The tunes they are a-changin' at Mocha Joe. The independent coffee house on Henderson's Water Street pulled the plug on its twice-a-week acoustic open-mic night last month, after, owner Mike Hopper says, some trouble with the law — licensing law, that is.

The Details

Mocha Joe
117 S. Water St.
Henderson, NV 89015
714-0252

According to Hopper, he was handed three separate fines from artist-compensation entities ASCAP, BMI and SESAC — fines the new-business owner couldn't afford to continue racking up. Ross Wright, a licensing consultant for SESAC, explains that, according to the Federal Copyright Act of 1976, anytime there's live music happening, fees are owed to all three performing-rights organizations, to ensure artists under their protection get monetary credit. "You cannot ensure that the band that's up there onstage will not play a cover song," Wright says. "Say someone does a Bob Dylan song ... SESAC pays Bob Dylan a royalty. That's why Mocha Joe needs to have a license."

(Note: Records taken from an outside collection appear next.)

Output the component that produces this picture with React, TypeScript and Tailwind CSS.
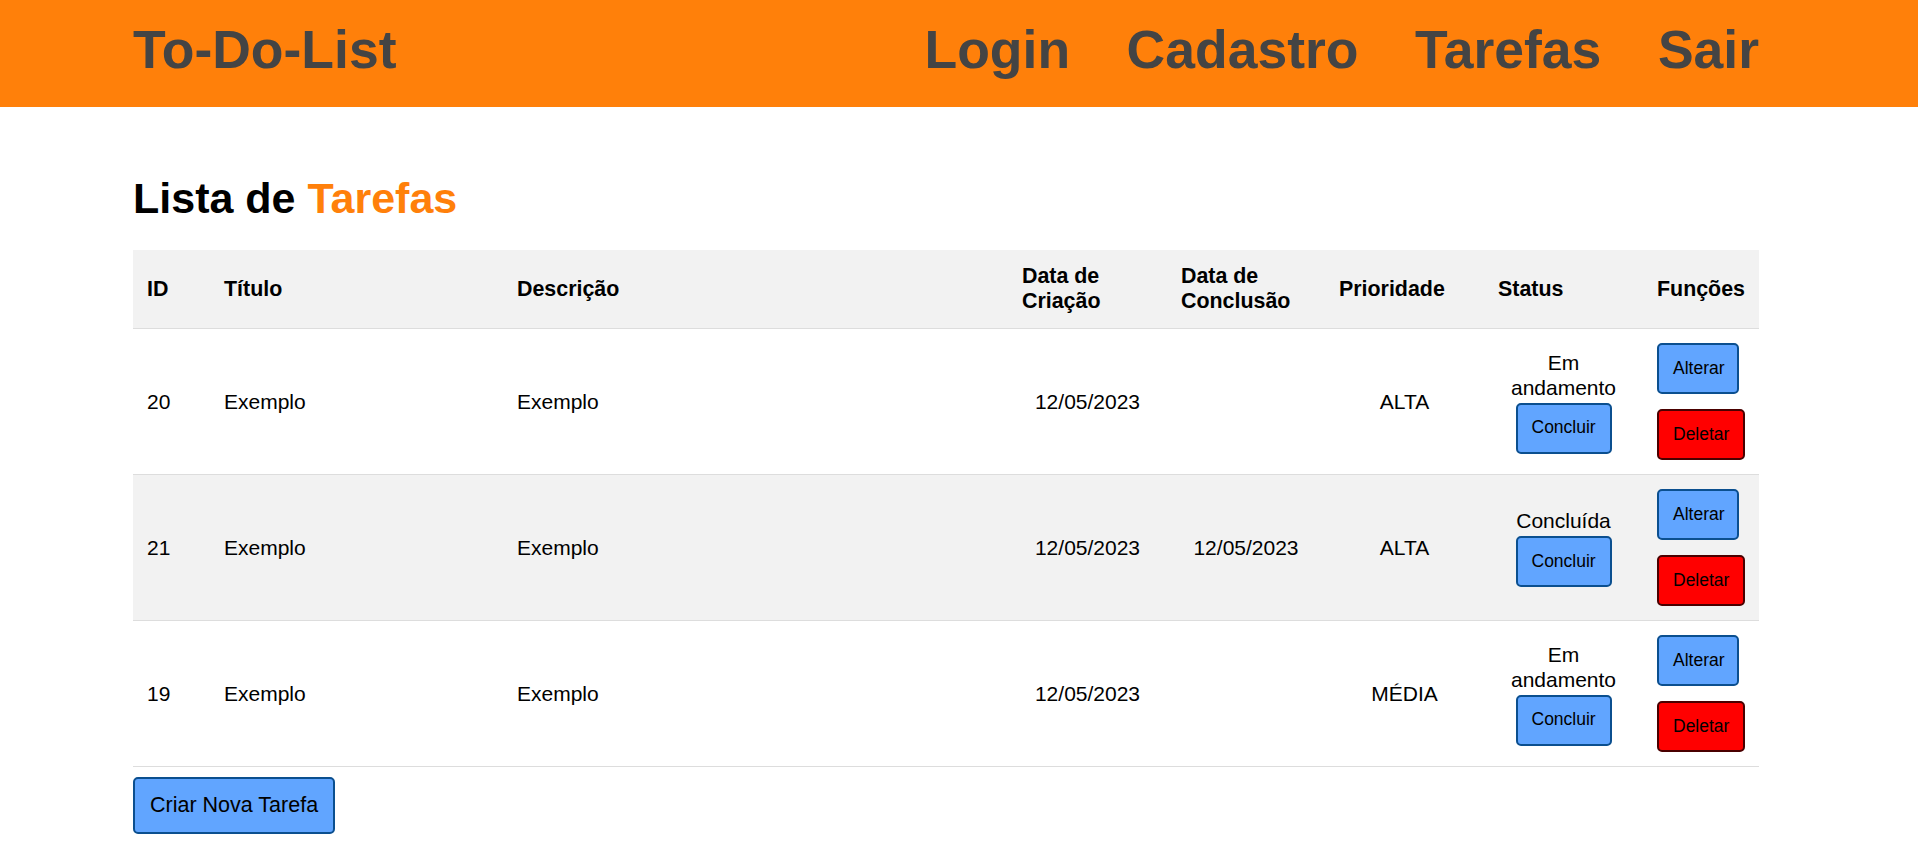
const tasks = [
  { id: 20, titulo: "Exemplo", descricao: "Exemplo", criacao: "12/05/2023", conclusao: "", prioridade: "ALTA", status: "Em andamento" },
  { id: 21, titulo: "Exemplo", descricao: "Exemplo", criacao: "12/05/2023", conclusao: "12/05/2023", prioridade: "ALTA", status: "Concluída" },
  { id: 19, titulo: "Exemplo", descricao: "Exemplo", criacao: "12/05/2023", conclusao: "", prioridade: "MÉDIA", status: "Em andamento" },
];

const blueBtn =
  "h-[51px] rounded-[5px] border-2 border-[#0b4f8f] bg-[#61a5ff] px-[14px] text-[17.5px] leading-none text-black whitespace-nowrap";
const redBtn =
  "h-[51px] rounded-[5px] border-2 border-[#4a0000] bg-[#ff0000] px-[14px] text-[17.5px] leading-none text-black whitespace-nowrap";

const App = () => {
  return (
    <div className="min-h-screen bg-white font-['Liberation_Sans',Arial,sans-serif] text-black">
      <header className="h-[107px] bg-[#ff800a]">
        <div className="ml-[133px] flex w-[1626px] items-start justify-between pt-[19px] text-[53.5px] font-bold leading-[61px] text-[#444444]">
          <h1>To-Do-List</h1>
          <nav className="flex gap-[56.5px]">
            <a href="#">Login</a>
            <a href="#">Cadastro</a>
            <a href="#">Tarefas</a>
            <a href="#">Sair</a>
          </nav>
        </div>
      </header>

      <main className="ml-[133px] w-[1626px]">
        <h2 className="mt-[67px] text-[43px] font-bold leading-[48px]">
          Lista de <span className="text-[#ff800a]">Tarefas</span>
        </h2>

        <table className="mt-[28px] w-full table-fixed border-collapse text-[21px] leading-[25px]">
          <colgroup>
            <col className="w-[77px]" />
            <col className="w-[293px]" />
            <col className="w-[505px]" />
            <col className="w-[159px]" />
            <col className="w-[158px]" />
            <col className="w-[159px]" />
            <col className="w-[159px]" />
            <col className="w-[116px]" />
          </colgroup>
          <thead>
            <tr className="border-b border-[#dddddd] bg-[#f2f2f2] text-left text-[21.4px] font-bold">
              <th className="px-[14px] py-[14px] align-middle">ID</th>
              <th className="px-[14px] py-[14px] align-middle">Título</th>
              <th className="px-[14px] py-[14px] align-middle">Descrição</th>
              <th className="px-[14px] py-[14px] align-middle">Data de Criação</th>
              <th className="px-[14px] py-[14px] align-middle">Data de Conclusão</th>
              <th className="px-[14px] py-[14px] align-middle">Prioridade</th>
              <th className="px-[14px] py-[14px] align-middle">Status</th>
              <th className="px-[14px] py-[14px] align-middle">Funções</th>
            </tr>
          </thead>
          <tbody>
            {tasks.map((t, i) => (
              <tr key={t.id} className={`border-b border-[#dddddd] ${i % 2 === 1 ? "bg-[#f2f2f2]" : "bg-white"}`}>
                <td className="px-[14px] py-[14px] align-middle">{t.id}</td>
                <td className="px-[14px] py-[14px] align-middle">{t.titulo}</td>
                <td className="px-[14px] py-[14px] align-middle">{t.descricao}</td>
                <td className="px-[14px] py-[14px] text-center align-middle">{t.criacao}</td>
                <td className="px-[14px] py-[14px] text-center align-middle">{t.conclusao}</td>
                <td className="px-[14px] py-[14px] text-center align-middle">{t.prioridade}</td>
                <td className="px-[14px] py-[14px] text-center align-middle">
                  <div className="flex flex-col items-center">
                    <span>{t.status}</span>
                    <button className={`${blueBtn} mt-[3px] w-[96px]`}>Concluir</button>
                  </div>
                </td>
                <td className="px-[14px] py-[14px] align-middle">
                  <div className="flex flex-col items-start gap-[15px]">
                    <button className={`${blueBtn} w-[82px]`}>Alterar</button>
                    <button className={`${redBtn} w-[88px]`}>Deletar</button>
                  </div>
                </td>
              </tr>
            ))}
          </tbody>
        </table>

        <button className="mt-[10px] h-[57px] rounded-[5px] border-2 border-[#0b4f8f] bg-[#61a5ff] px-[15px] text-[21.5px] leading-none text-black">
          Criar Nova Tarefa
        </button>
      </main>
    </div>
  );
};

export default App;
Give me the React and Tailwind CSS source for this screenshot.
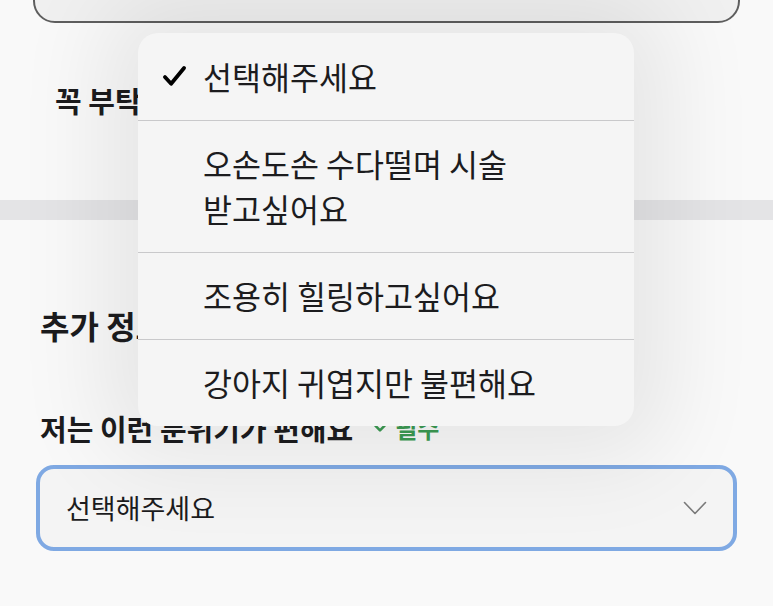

Hopper insists his intentions were pure for his open-mic night, inaugurated last October, two months after Mocha Joe's opened. "We don't make any money, don't charge anyone at the door," he says. "I don't have any business incentive — just a grass-roots effort to help [unsigned artists] and get some culture here."

Is Mocha Joe's music worth saving? Hopper says the odds he'll pay for the required licenses in the future are good. "At the moment I'm just focusing more on the business model," Hopper says. "[But] there's a very strong possibility."